The movie ends with Vasu revealing the presence of the 23 jawans in Pakistan and ensuring their freedom, for which he is honoured by the President as well as the Prime Minister of India.

==Production==
In November 2013, director Kumaravelan was working on the pre-production of a film on a cross-border romance between an Indian and a Pakistani, starring Vikram Prabhu and approached Alia Bhatt to play the leading female role. However, in June 2014, the producer, Chain Raaj Jain, shelved the venture citing financial restraints. Kumaravelan then found producers in the form of Vijay Bhargavi Films, who helped restart the project. Actress Tulasi revealed that she would play a supporting role in the film, while Vairamuthu announced that he would be the film's lyricist. D. Imman was signed on to compose the film's music, while Satish Kumar and Lalgudi Ilaiyaraaja were chosen as cinematographer and art director respectively.

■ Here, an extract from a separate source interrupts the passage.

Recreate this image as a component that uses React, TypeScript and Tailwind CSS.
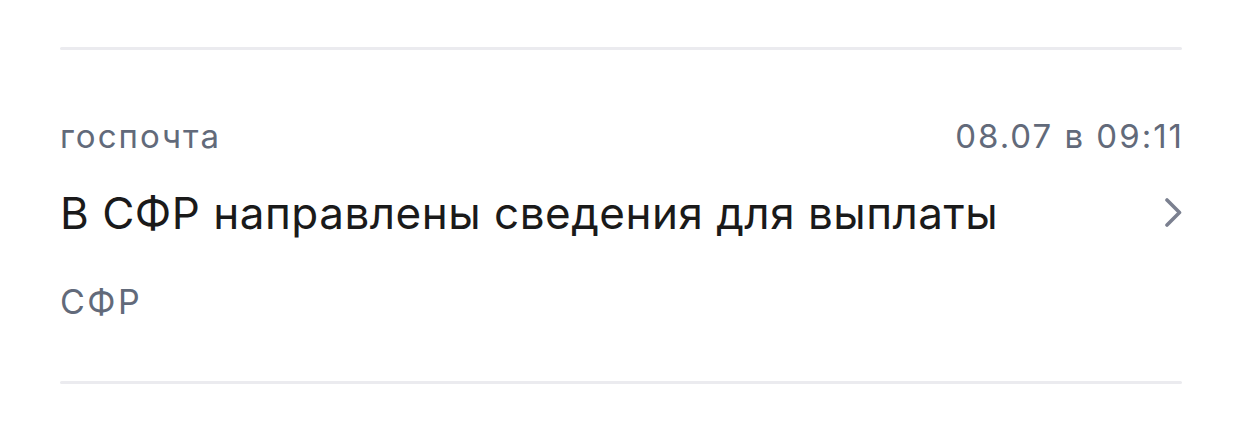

The film's shoot began in Karaikudi in February 2015 for ten days, before the team moved to Kashmir and then on to the Wagah border to shoot scenes. The team announced the film's lead actress belatedly in June 2015, with Ranya Rao announced to be making her debut in Tamil films.

==Music==

D. Imman was signed to compose the film's music.

| Song | Singers | Length (m:ss) | Lyrics |
|---|---|---|---|
| "Sollathaan Nenaikiraen" | Divya Kumar | 04:23 | Vairamuthu |
| "Yedho Maayam Saeigirai" | Vikram Prabhu, Jithin Raj, Swetha Suresh | 04:46 | Mohan Raj |
| "Aaniyae Pudunga Venandaa" | Shenbagaraj | 04:10 | Arunraja Kamaraj |
| "Aasai Kadhal Aaruyirae" | Vandana Srinivasan | 04:53 | Vairamuthu |
| "Love For Our Nation" | Theme music | 04:11 | Mohan Raj |

==Critical reception==
Rediff.com gave it a 2/5 and described it as "flippant and insensitive". The Times of India gave it a 1.5/5 saying that "it's a badly written, clumsily directed cross-border romance whose approach towards matters of the heart is as naive and laughable as its understanding of international politics, border security and patriotism." Hindustan Times gave it a 1/5 claiming that it had "a tottering script blanketed in hyperbole". The Hindu called it "A misfire on many levels".